I've noticed that mystery readers also have particular fondness for cats and chocolate. I like cats, myself, but chocolate? There's an obsession.

This goes back a long, long time, to when I was a teenager, sprouting the customary crop of acne, which unglued my mother no end. She forbade me to even sniff the brown skin poison, which made it necessary for me to stop at the corner confectionery on the way home, buy a chocolate ice-cream cone, a Hershey bar, or both, and make sure I consumed them before I darkened Mother's door.

Let no one tell you such behavior has no basis in heredity. From earliest childhood, my daughter Erin was also a chocolate fiend. She would sneak packages of chocolate pudding powder from the kitchen shelves, take them up to her room, open the box, wet her finger, dunk, and enjoy. When Myra, my wife, and I found empty boxes under her bed, Myra got upset. I suggested we ignore the matter, figuring that in those days (the early to mid-seventies), there were a lot worse substances Erin could've been sneaking.

One Saturday, when Erin was about twelve, she, her brother, and Myra went out, and I stayed home, writing. All of a sudden, I had an uncontrollable craving for chocolate. But the cupboard was bare. So - and I swear, this is just the way it happened - I walked into Erin's bedroom, opened the top left drawer of her eight-drawer dresser, reached beneath a pile of underwear, and closed my shaking fingers around a 3-inch-diameter lump of dark chocolate. Okay, I thought, I'll take just one bite.

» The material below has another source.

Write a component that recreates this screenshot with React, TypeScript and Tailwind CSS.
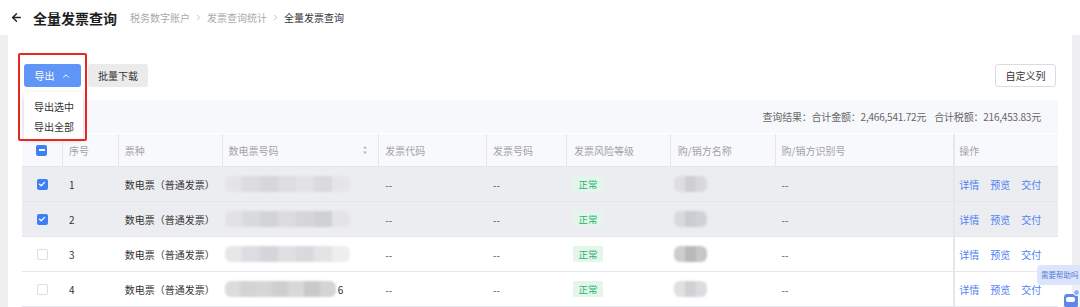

After I'd reduced the heavenly block to about a half-inch square, I told myself I really ought to leave something for Erin for her own next emergency. So I returned the uneaten remnant to its resting place, and went back, sighing contently, to my typewriter.

Nothing further was said until many years later. I don't remember the trigger, but some chocolate-related remark prompted me to ask Erin, "Do you remember...?"

I thought she'd slug me. "Yes, I remember!" she barked. "You left me this tiny little piece of chocolate with tooth marks all over it. But you know what pissed me off the most? I couldn't say a word to you about it because I wasn't supposed to be hiding chocolate."

I told her there were worse substances I could've been sneaking in those days.

Thursday, May 7, 2009

The Big 70 Bash

Here's the writer, aided as always by wife Myra, about to cut the Fabulous Special-Order Chocolate Cake at his Big 70 Birthday Bash last Saturday evening. Thirty-some friends helped celebrate the  event, which featured a program of ragtime piano by Seattle legend Dan  Grinstead, and telling of snarky stories about the G. O. H. by his children and a few long-term friends. Emcee was son-in-law Peter Greyy, a standout Seattle-area standup comic.
Larry made the point that although Three-score and Ten is both the Biblical statute of limitations and the classic retirement age, he has no intention of heeding either injunction and intends to keep cranking out the mystery novels as long as mind and body hold out, and as long as son Casey continues his ready availability as Tech Support.